==== Data for the task ====

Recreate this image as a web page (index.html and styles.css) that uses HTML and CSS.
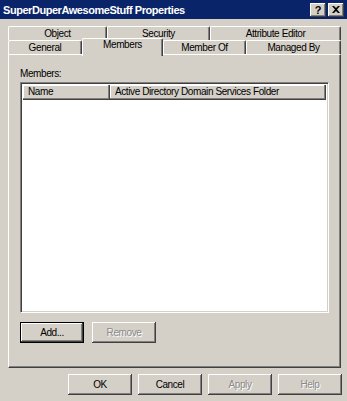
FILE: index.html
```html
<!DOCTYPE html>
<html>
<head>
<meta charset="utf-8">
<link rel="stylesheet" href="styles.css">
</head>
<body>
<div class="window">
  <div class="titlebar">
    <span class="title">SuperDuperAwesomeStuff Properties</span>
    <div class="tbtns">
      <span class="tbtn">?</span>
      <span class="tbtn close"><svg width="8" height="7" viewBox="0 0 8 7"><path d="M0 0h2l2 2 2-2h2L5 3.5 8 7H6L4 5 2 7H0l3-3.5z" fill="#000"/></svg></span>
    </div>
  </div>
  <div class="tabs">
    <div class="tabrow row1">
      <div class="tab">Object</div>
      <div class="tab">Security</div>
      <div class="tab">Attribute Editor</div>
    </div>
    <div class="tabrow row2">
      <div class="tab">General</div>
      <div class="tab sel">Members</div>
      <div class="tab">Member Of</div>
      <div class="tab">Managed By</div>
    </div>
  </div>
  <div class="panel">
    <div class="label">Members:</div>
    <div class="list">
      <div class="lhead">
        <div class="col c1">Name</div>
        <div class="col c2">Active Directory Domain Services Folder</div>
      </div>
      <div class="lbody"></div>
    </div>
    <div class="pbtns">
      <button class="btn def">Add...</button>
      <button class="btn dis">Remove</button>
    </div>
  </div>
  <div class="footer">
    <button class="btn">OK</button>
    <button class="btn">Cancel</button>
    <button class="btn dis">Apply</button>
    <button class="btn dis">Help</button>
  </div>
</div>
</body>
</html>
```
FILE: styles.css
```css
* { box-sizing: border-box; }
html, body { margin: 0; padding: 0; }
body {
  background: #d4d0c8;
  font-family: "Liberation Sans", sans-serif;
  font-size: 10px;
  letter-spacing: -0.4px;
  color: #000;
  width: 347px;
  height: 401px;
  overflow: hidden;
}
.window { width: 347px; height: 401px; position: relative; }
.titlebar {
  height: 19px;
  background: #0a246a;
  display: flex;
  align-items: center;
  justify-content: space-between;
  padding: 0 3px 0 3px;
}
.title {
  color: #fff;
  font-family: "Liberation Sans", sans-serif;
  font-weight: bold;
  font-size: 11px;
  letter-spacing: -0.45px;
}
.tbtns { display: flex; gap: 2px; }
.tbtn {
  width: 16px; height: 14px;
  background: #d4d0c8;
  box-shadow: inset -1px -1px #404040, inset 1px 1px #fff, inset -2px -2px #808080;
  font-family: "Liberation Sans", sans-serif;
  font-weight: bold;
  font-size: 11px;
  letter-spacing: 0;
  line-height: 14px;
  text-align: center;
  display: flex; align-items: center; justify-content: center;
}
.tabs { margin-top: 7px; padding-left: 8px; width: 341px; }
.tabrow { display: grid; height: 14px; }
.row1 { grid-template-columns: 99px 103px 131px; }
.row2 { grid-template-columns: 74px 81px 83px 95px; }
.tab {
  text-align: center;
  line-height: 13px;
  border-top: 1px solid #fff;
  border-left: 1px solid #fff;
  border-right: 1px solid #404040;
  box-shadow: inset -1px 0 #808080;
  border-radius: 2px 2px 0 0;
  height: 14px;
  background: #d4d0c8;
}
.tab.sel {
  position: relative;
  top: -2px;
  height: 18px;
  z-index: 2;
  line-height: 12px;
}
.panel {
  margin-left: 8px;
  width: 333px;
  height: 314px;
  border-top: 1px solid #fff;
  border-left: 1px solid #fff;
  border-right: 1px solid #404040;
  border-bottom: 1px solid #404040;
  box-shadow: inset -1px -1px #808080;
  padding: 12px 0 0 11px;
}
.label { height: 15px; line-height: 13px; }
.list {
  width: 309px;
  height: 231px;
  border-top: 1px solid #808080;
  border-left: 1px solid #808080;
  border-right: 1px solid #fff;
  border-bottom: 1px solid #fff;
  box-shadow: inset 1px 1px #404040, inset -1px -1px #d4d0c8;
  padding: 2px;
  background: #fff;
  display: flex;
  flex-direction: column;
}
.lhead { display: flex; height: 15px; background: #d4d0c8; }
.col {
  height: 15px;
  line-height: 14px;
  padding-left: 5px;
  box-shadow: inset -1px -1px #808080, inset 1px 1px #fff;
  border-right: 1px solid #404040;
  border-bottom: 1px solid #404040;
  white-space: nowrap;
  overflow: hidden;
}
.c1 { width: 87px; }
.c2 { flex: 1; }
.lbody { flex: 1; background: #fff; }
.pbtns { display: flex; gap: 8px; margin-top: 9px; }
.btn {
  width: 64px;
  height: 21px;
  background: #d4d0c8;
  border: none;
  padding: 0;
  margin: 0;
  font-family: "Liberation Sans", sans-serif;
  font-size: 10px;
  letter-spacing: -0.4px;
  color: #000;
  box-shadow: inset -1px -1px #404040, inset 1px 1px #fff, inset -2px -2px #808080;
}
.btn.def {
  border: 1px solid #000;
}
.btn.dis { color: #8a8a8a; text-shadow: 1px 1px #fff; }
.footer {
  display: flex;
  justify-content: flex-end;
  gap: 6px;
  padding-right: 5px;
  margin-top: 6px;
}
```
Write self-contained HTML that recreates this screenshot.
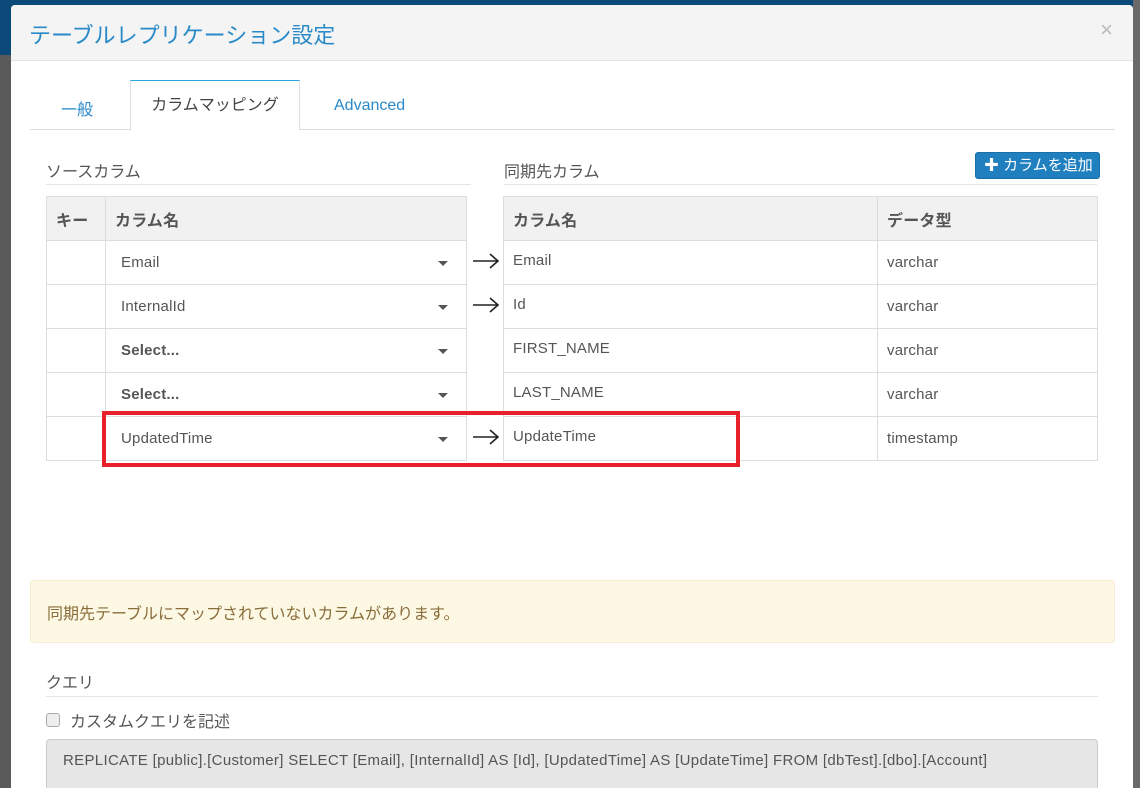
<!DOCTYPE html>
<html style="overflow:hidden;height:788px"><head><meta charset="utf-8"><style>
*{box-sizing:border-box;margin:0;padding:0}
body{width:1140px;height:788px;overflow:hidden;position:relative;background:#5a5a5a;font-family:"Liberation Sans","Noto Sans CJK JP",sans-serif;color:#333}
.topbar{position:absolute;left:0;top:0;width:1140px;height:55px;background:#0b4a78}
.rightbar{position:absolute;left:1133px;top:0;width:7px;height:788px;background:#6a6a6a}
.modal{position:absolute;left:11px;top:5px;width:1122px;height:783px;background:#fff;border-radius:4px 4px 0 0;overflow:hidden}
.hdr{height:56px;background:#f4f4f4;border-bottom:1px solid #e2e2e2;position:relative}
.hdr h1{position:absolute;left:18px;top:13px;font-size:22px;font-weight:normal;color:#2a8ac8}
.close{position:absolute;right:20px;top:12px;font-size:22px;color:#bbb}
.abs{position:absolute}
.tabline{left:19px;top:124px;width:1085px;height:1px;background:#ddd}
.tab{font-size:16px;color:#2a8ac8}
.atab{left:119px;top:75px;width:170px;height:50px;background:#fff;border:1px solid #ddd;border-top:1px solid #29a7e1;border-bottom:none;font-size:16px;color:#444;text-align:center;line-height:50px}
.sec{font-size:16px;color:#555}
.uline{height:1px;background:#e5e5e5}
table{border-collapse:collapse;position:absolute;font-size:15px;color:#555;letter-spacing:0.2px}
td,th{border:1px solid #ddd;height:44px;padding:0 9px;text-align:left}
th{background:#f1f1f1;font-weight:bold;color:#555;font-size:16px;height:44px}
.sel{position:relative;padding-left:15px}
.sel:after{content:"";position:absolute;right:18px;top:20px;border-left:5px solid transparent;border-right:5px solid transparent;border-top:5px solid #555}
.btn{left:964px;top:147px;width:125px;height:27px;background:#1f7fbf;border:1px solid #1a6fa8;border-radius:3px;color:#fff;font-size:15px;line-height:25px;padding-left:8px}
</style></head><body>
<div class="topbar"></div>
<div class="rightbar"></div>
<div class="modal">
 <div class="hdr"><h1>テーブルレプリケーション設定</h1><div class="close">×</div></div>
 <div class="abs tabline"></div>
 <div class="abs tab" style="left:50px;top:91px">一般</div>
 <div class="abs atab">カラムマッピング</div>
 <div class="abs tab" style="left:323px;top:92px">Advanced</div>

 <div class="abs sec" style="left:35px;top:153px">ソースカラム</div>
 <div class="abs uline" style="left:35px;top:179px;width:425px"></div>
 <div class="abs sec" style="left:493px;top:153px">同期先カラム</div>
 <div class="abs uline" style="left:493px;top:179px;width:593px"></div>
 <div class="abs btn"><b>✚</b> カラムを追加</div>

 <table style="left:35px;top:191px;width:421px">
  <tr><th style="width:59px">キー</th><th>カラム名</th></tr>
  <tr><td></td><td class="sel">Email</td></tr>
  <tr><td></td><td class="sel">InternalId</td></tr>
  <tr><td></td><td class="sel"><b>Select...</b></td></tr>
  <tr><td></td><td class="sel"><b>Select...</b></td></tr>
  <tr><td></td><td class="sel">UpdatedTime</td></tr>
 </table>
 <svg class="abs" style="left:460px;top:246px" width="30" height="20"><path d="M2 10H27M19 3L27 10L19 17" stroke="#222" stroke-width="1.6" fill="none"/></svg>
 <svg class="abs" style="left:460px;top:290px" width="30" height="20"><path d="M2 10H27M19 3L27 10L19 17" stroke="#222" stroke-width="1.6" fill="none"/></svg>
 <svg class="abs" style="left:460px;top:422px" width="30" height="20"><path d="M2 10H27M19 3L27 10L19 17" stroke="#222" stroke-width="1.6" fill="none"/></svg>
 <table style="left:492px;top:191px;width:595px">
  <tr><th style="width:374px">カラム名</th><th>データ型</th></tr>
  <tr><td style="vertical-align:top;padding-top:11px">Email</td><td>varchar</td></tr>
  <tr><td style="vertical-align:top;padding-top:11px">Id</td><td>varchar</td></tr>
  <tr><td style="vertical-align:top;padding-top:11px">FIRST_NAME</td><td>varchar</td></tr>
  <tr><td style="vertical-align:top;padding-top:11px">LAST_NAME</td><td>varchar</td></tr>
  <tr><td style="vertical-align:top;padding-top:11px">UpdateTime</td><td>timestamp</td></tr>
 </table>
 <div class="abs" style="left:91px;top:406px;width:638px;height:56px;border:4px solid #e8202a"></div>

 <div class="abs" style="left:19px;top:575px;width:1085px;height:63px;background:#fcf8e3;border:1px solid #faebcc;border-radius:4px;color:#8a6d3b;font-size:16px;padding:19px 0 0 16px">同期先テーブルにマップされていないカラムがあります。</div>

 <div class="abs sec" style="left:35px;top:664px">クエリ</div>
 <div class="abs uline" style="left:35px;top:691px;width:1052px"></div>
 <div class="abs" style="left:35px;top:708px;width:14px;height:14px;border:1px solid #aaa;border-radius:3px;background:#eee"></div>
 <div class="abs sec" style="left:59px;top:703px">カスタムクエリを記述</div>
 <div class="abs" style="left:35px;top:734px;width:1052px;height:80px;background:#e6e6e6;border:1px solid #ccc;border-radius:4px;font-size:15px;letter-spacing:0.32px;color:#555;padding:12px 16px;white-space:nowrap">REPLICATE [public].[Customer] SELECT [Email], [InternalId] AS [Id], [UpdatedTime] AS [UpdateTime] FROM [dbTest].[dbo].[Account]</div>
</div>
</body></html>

====

# What the exercise asks
Which lines in the listing above hold the word "styles"? Show each of them.

# The solution
Recreate this image as a web page (index.html and styles.css) that uses HTML and CSS.
<link rel="stylesheet" href="styles.css">
FILE: styles.css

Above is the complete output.